The first step in query optimization is to analyze each table in the query to identify all search arguments (SARGs), OR clauses, and join clauses. The SARGs, OR clauses, and join clauses are used in the second step, index selection, to select useful indexes to satisfy a query.
Identifying Search Arguments
A SARG is defined as a WHERE clause that compares a column to a constant. The format of a SARG is as follows:
Column operator constant_expression [and...]
SARGs provide a way for the
Query Optimizer to limit the rows searched to satisfy a query. The
general goal is to match a SARG with an index to avoid a table scan.
Valid operators for a SARG are =, >, <, >=, and <=, BETWEEN, and LIKE. Multiple SARGs can be combined with the AND clause. (A single index might match some or all of the SARGs ANDed together.) Following are examples of SARGs:
flag = 7
salary > 100000
city = 'Saratoga' and state = 'NY'
price between $10 and $20 (the same as price > = $10 and price <= $20)
100 between lo_val and hi_val (the same as lo_val <= 100 and hi_val >= 100)
au_lname like 'Sm%' (the same as au_lname >= 'Sm' and au_lname < 'Sn')
In some cases, the column in
a SARG might be compared with a constant expression rather than a
single constant value. The constant expression can be an arithmetic
operation, a built-in function, a string concatenation, a local
variable, or a subquery result. As long as the left side of the SARG
contains a column, it’s considered an optimizable SARG.
Identifying OR Clauses
The next statements the Query Optimizer looks for in the query are OR clauses. OR clauses are SARGable expressions combined with an OR condition rather than an AND condition and are treated differently than standard SARGs. The format of an OR clause is
with all columns involved in the OR belonging to the same table.
This IN statement
column in ( constant1, constant2, ...)
is also treated as an OR clause, becoming this:
column = constant1 or column = constant2 or ...
Some examples of OR clauses are as follows:
where au_lname = 'Smith' or au_fname = 'Fred'
where (type = 'business' and price > $25) or pub_id = "1234"
where au_lname in ('Smith', 'Jones', 'N/A')
An OR
clause is a disjunction; all rows matching either of the two criteria
appear in the result set. Any row matching both criteria should appear
only once.
The main issue is that an OR clause cannot be satisfied by a single index search. Consider the first example just presented:
where au_lname = 'Smith' or au_fname = 'Fred'
An index on au_lname and au_fname helps SQL Server find all the rows where au_lname = 'Smith' AND au_fname = 'Fred', but searching the index tree does not help SQL Server efficiently find all the rows where au_fname = 'Fred' and the last name is any value. Unless an index on au_fname exists as well, the only way to find all rows with au_fname = 'Fred' is to search every row in the table or scan every row in a nonclustered index that contains au_fname as a nonleading index key.

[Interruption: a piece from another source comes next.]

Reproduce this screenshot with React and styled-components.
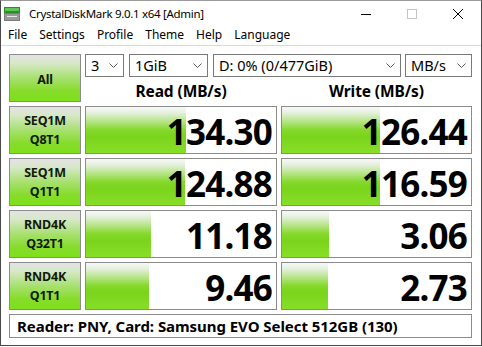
import React from "react";
import styled, { createGlobalStyle } from "styled-components";

const Global = createGlobalStyle`
  html, body { margin: 0; padding: 0; background: #fff; }
  body { font-family: "Noto Sans", "Open Sans", sans-serif; }
  * { box-sizing: border-box; }
`;

const Window = styled.div`
  width: 482px;
  height: 346px;
  border: 1px solid #4a4a4a;
  border-top-color: #9a9a9a;
  background: #fff;
  display: flex;
  flex-direction: column;
`;

const TitleBar = styled.div`
  height: 25px;
  display: flex;
  align-items: center;
  padding-left: 3px;
`;

const Title = styled.span`
  font-size: 11.5px;
  letter-spacing: -0.3px;
  color: #000;
  margin-left: 9px;
  flex: 1;
  padding-bottom: 1px;
`;

const Controls = styled.div`
  display: flex;
  height: 100%;
`;

const CtrlBtn = styled.div`
  width: 46px;
  height: 100%;
  display: flex;
  align-items: center;
  justify-content: center;
`;

const MenuBar = styled.div`
  height: 20px;
  display: flex;
  align-items: center;
  padding-left: 1px;
  border-bottom: 1px solid #dadada;
`;

const MenuItem = styled.span`
  font-size: 12px;
  color: #000;
  padding: 0 6px;
  padding-bottom: 2px;
`;

const Body = styled.div`
  padding: 8px 0 0 8px;
`;

const Grid = styled.div`
  display: grid;
  grid-template-columns: 72px 192px 191px;
  grid-template-rows: repeat(5, 48px) 24px;
  gap: 4px;
`;

const buttonBg = `linear-gradient(to bottom, #e4e4e4 0%, #d6e8c8 18%, #a8e070 50%, #86dc2c 78%, #7ee01a 100%)`;

const LabelButton = styled.div`
  border: 1px solid #8c8c8c;
  background: ${buttonBg};
  display: flex;
  flex-direction: column;
  align-items: center;
  justify-content: center;
  font-weight: 700;
  font-size: 12.5px;
  line-height: 19px;
  color: #121a0c;
  letter-spacing: -0.2px;
  padding-top: ${(p) => (p.$single ? "2px" : "0")};
`;

const TopPanel = styled.div`
  grid-column: 2 / span 2;
  display: flex;
  flex-direction: column;
`;

const ComboRow = styled.div`
  display: flex;
  height: 25px;
  gap: 5px;
`;

const Combo = styled.div`
  width: ${(p) => p.$w}px;
  margin-right: ${(p) => p.$mr || 0}px;
  border: 1px solid #7a7a7a;
  background: #fff;
  display: flex;
  align-items: center;
  padding: 0 5px 1px 5px;
  font-size: 14.5px;
  color: #000;
`;

const ComboText = styled.span`
  flex: 1;
  white-space: nowrap;
  overflow: hidden;
`;

const HeaderRow = styled.div`
  flex: 1;
  display: grid;
  grid-template-columns: 192px 191px;
  gap: 4px;
`;

const Header = styled.div`
  font-weight: 700;
  font-size: 15.5px;
  text-align: center;
  padding-top: 3px;
  color: #000;
  letter-spacing: -0.1px;
`;

const Cell = styled.div`
  position: relative;
  border: 1px solid #8c8c8c;
  background: #fff;
  overflow: hidden;
`;

const Bar = styled.div`
  position: absolute;
  left: 0;
  top: 0;
  bottom: 0;
  background: linear-gradient(to bottom, #f8f8f8 0%, #e6f0de 12%, #b4e484 32%, #84d82a 50%, #7bd41c 64%, #86de28 100%);
`;

const Value = styled.div`
  position: relative;
  height: 100%;
  display: flex;
  align-items: center;
  justify-content: flex-end;
  padding-right: 4px;
  padding-top: 2px;
  font-weight: 700;
  font-size: 35px;
  letter-spacing: -0.8px;
  color: #000;
`;

const Footer = styled.div`
  grid-column: 1 / span 3;
  border: 1px solid #8c8c8c;
  display: flex;
  align-items: center;
  padding-left: 7px;
  font-weight: 700;
  font-size: 15px;
  color: #000;
  letter-spacing: -0.05px;
`;

const Chevron = () => (
  <svg width="9" height="5" viewBox="0 0 9 5">
    <path d="M0.5 0.5 L4.5 4.5 L8.5 0.5" fill="none" stroke="#5a5a5a" strokeWidth="1" />
  </svg>
);

const AppIcon = () => (
  <svg width="16" height="14" viewBox="0 0 16 14">
    <rect x="0" y="0" width="16" height="6" fill="#2e8b2e" />
    <rect x="1" y="1" width="14" height="3" fill="#5cc85c" />
    <rect x="0" y="6" width="16" height="8" fill="#7a7a7a" />
    <rect x="1" y="7" width="14" height="6" fill="#9a9a9a" />
    <rect x="3" y="9" width="10" height="1" fill="#e8e8e8" />
  </svg>
);

const rows = [
  { a: "SEQ1M", b: "Q8T1", r: "134.30", rw: 100, w: "126.44", ww: 98 },
  { a: "SEQ1M", b: "Q1T1", r: "124.88", rw: 99, w: "116.59", ww: 98 },
  { a: "RND4K", b: "Q32T1", r: "11.18", rw: 65, w: "3.06", ww: 47 },
  { a: "RND4K", b: "Q1T1", r: "9.46", rw: 63, w: "2.73", ww: 46 },
];

export default function App() {
  return (
    <>
      <Global />
      <Window>
        <TitleBar>
          <AppIcon />
          <Title>CrystalDiskMark 9.0.1 x64 [Admin]</Title>
          <Controls>
            <CtrlBtn>
              <svg width="10" height="10" viewBox="0 0 10 10">
                <path d="M0 5.5 H10" stroke="#000" strokeWidth="1" />
              </svg>
            </CtrlBtn>
            <CtrlBtn>
              <svg width="10" height="10" viewBox="0 0 10 10">
                <rect x="0.5" y="0.5" width="9" height="9" fill="none" stroke="#c4c4c4" strokeWidth="1" />
              </svg>
            </CtrlBtn>
            <CtrlBtn>
              <svg width="10" height="10" viewBox="0 0 10 10">
                <path d="M0 0 L10 10 M10 0 L0 10" stroke="#000" strokeWidth="1" />
              </svg>
            </CtrlBtn>
          </Controls>
        </TitleBar>
        <MenuBar>
          {["File", "Settings", "Profile", "Theme", "Help", "Language"].map((m) => (
            <MenuItem key={m}>{m}</MenuItem>
          ))}
        </MenuBar>
        <Body>
          <Grid>
            <LabelButton $single>All</LabelButton>
            <TopPanel>
              <ComboRow>
                <Combo $w={39}><ComboText>3</ComboText><Chevron /></Combo>
                <Combo $w={79}><ComboText>1GiB</ComboText><Chevron /></Combo>
                <Combo $w={188} $mr={-1}><ComboText>D: 0% (0/477GiB)</ComboText><Chevron /></Combo>
                <Combo $w={67}><ComboText>MB/s</ComboText><Chevron /></Combo>
              </ComboRow>
              <HeaderRow>
                <Header>Read (MB/s)</Header>
                <Header>Write (MB/s)</Header>
              </HeaderRow>
            </TopPanel>
            {rows.map((row, i) => (
              <React.Fragment key={i}>
                <LabelButton>
                  <span>{row.a}</span>
                  <span>{row.b}</span>
                </LabelButton>
                <Cell>
                  <Bar style={{ width: row.rw }} />
                  <Value>{row.r}</Value>
                </Cell>
                <Cell>
                  <Bar style={{ width: row.ww }} />
                  <Value>{row.w}</Value>
                </Cell>
              </React.Fragment>
            ))}
            <Footer>Reader: PNY, Card: Samsung EVO Select 512GB (130)</Footer>
          </Grid>
        </Body>
      </Window>
    </>
  );
}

An OR clause can typically be resolved by either a table scan or by using the OR strategy. Using a table scan, SQL Server reads every row in the table and applies each OR criteria to each row. Any row that matches any one of the OR criteria is put into the result set.
A table scan is an expensive way to process a query, so the Query Optimizer looks for an alternative for resolving an OR. If an index can be matched against all SARGs involved in the OR
clause, SQL Server evaluates the possibility of applying the index
union strategy .
Identifying Join Clauses
The next type of clause the
Query Optimizer looks for during the query analysis phase is the join
clause. A join condition is specified in the FROM clause using the JOIN keyword, as follows:
FROM table1 JOIN table2 on table1.column = table2.column
Alternatively, join conditions can be specified in the WHERE clause using the old-style join syntax, as shown in the following example:
Table1.Column Operator Table2.Column
A join clause always involves
two tables, except in the case of a self-join, but even in a self-join,
you must specify the table twice in the query. Here’s an example:
select employee = e.LastName + ', ' + e.FirstName,
manager = m.LastName + ', ' + m.FirstName
from Northwind..Employees e left outer join Northwind..Employees m
on e.ReportsTo = m.EmployeeID
order by 2, 1
SQL Server treats a self-join just like a normal join between two different tables.
In
addition to join clauses, the Query Optimizer also looks for
subqueries, derived tables, and common table expressions and makes the
determination whether they need to be flattened into joins or processed
using a different strategy.